John Cusack does his best work in a long time and Dano does his best work ever put to film. 1980s Wilson is both a quintessential Cusack hero-- a quirky romantic out of place in the world-- but with added layers, a softness and hesitance previously seldom used in his arsenal. What he lacks in immediate resemblance Cusack makes up for with physicality, creating a character by modulating his entire body. You can trace Wilson's arch by only paying attention to Cusack's eyes in each of his scenes. Back in the 1960s, Dano embodies Wilson's overflowing sonic imagination as well as his deep internal demons. I've felt Dano to be out of place in every other movie he's been in, but like Cusack he disappears here, falling into Brian's passionate drive. Together the two create a performance of absolute humanity.
Banks is given her meatiest role in a while and Giamatti returns to the screen with typical vigor. Both giving performances that provide complex and unexpected shading to characters whose outlines are familiar, but whose particulars ring true. The same goes for Bill Camp who gives Murray Wilson, the domineering father and erstwhile manager of The Beach Boys, rich psychological dimension with a bare minimum of screen time. His malignant presence lingers over the film just as it did over Brian's life.
Yet the sound is the real star here.

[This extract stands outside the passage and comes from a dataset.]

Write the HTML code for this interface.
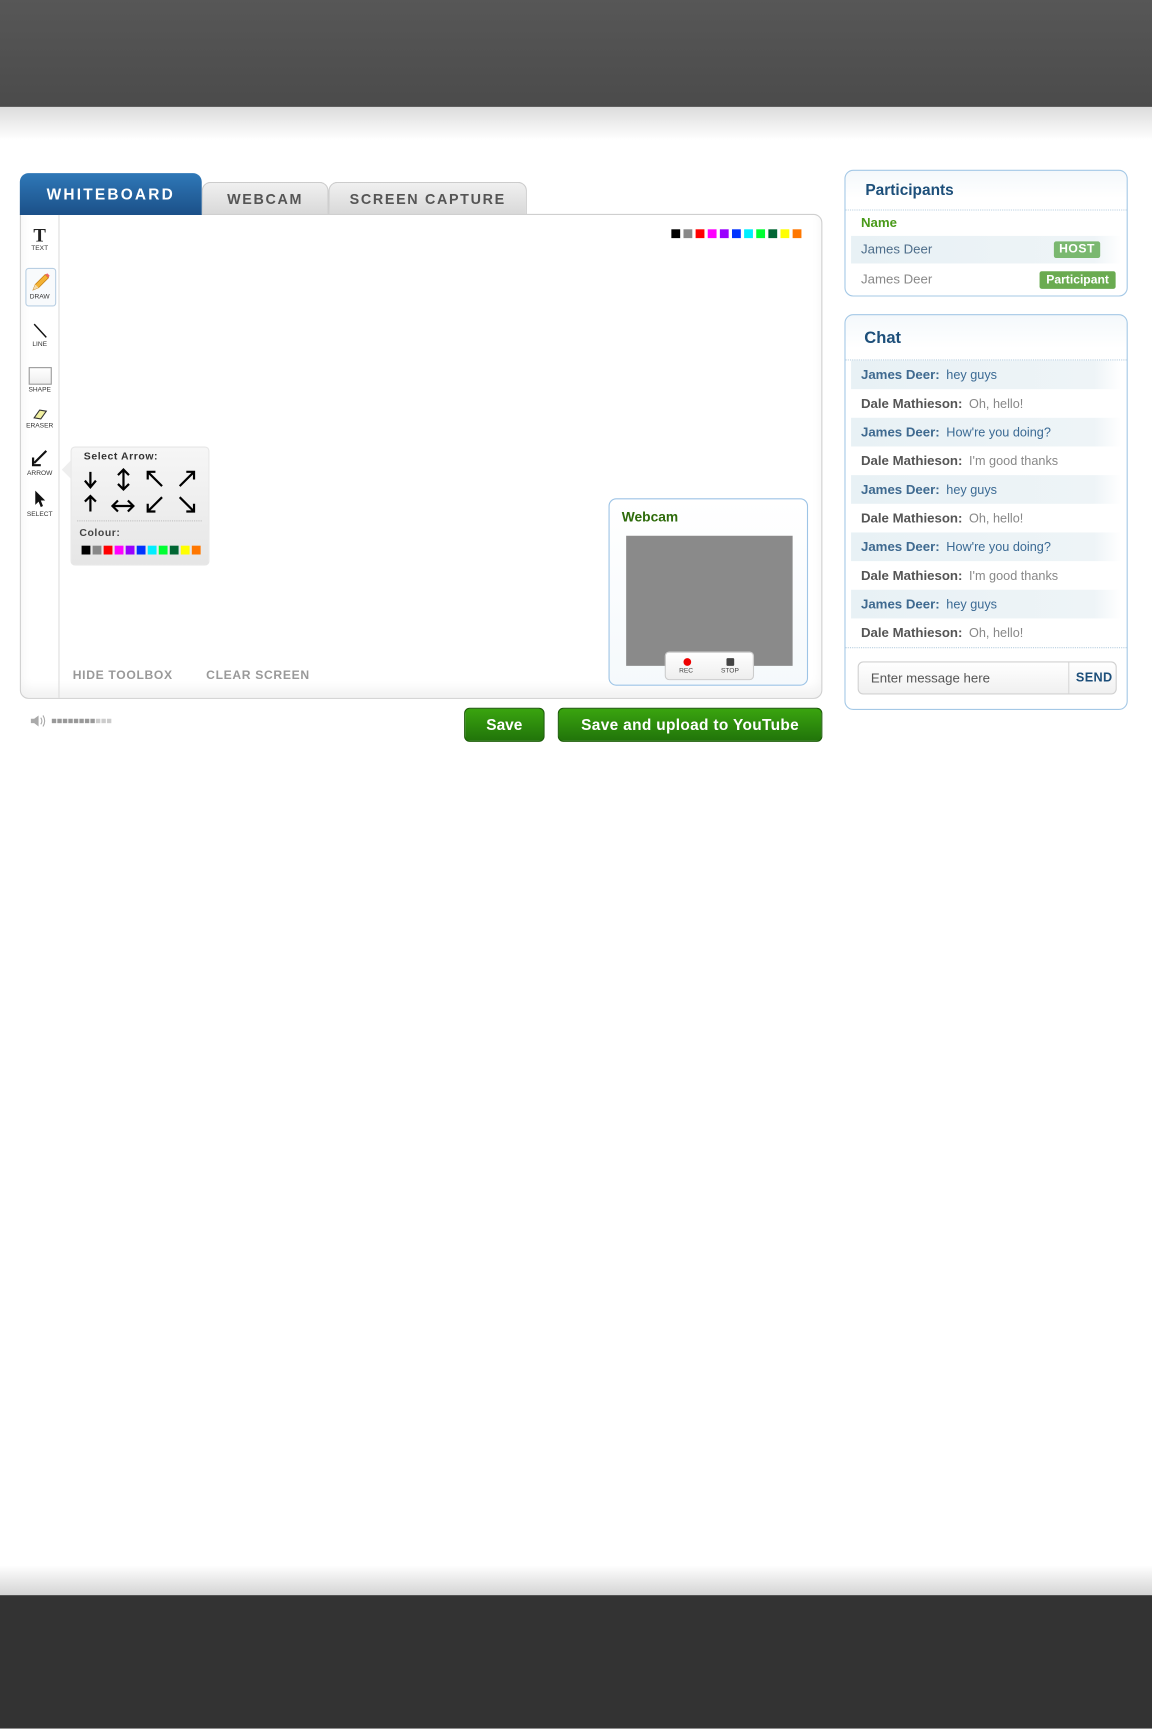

Whether its the actual music of Wilson and the Beach Boys or the adapted and interweaved score-- AO Scott more accurately termed it a series of sonic collages-- by Atticus Ross, this film uses sound as well as anything this year.
The true achievement of Love & Mercy is the way it continually finds cinematic counterparts to the experience of listening to Wilson's best work. In that sense, it is as much a tribute to the act of listening to the artist's music as it is to the creation of that music. Indeed, this is one of the few films to ever make the act of hearing so vividly and gloriously cinematic, particularly when that act consists of a woman hearing a lonely, sad, frightened man's plaintive cries for help and responds with compassion.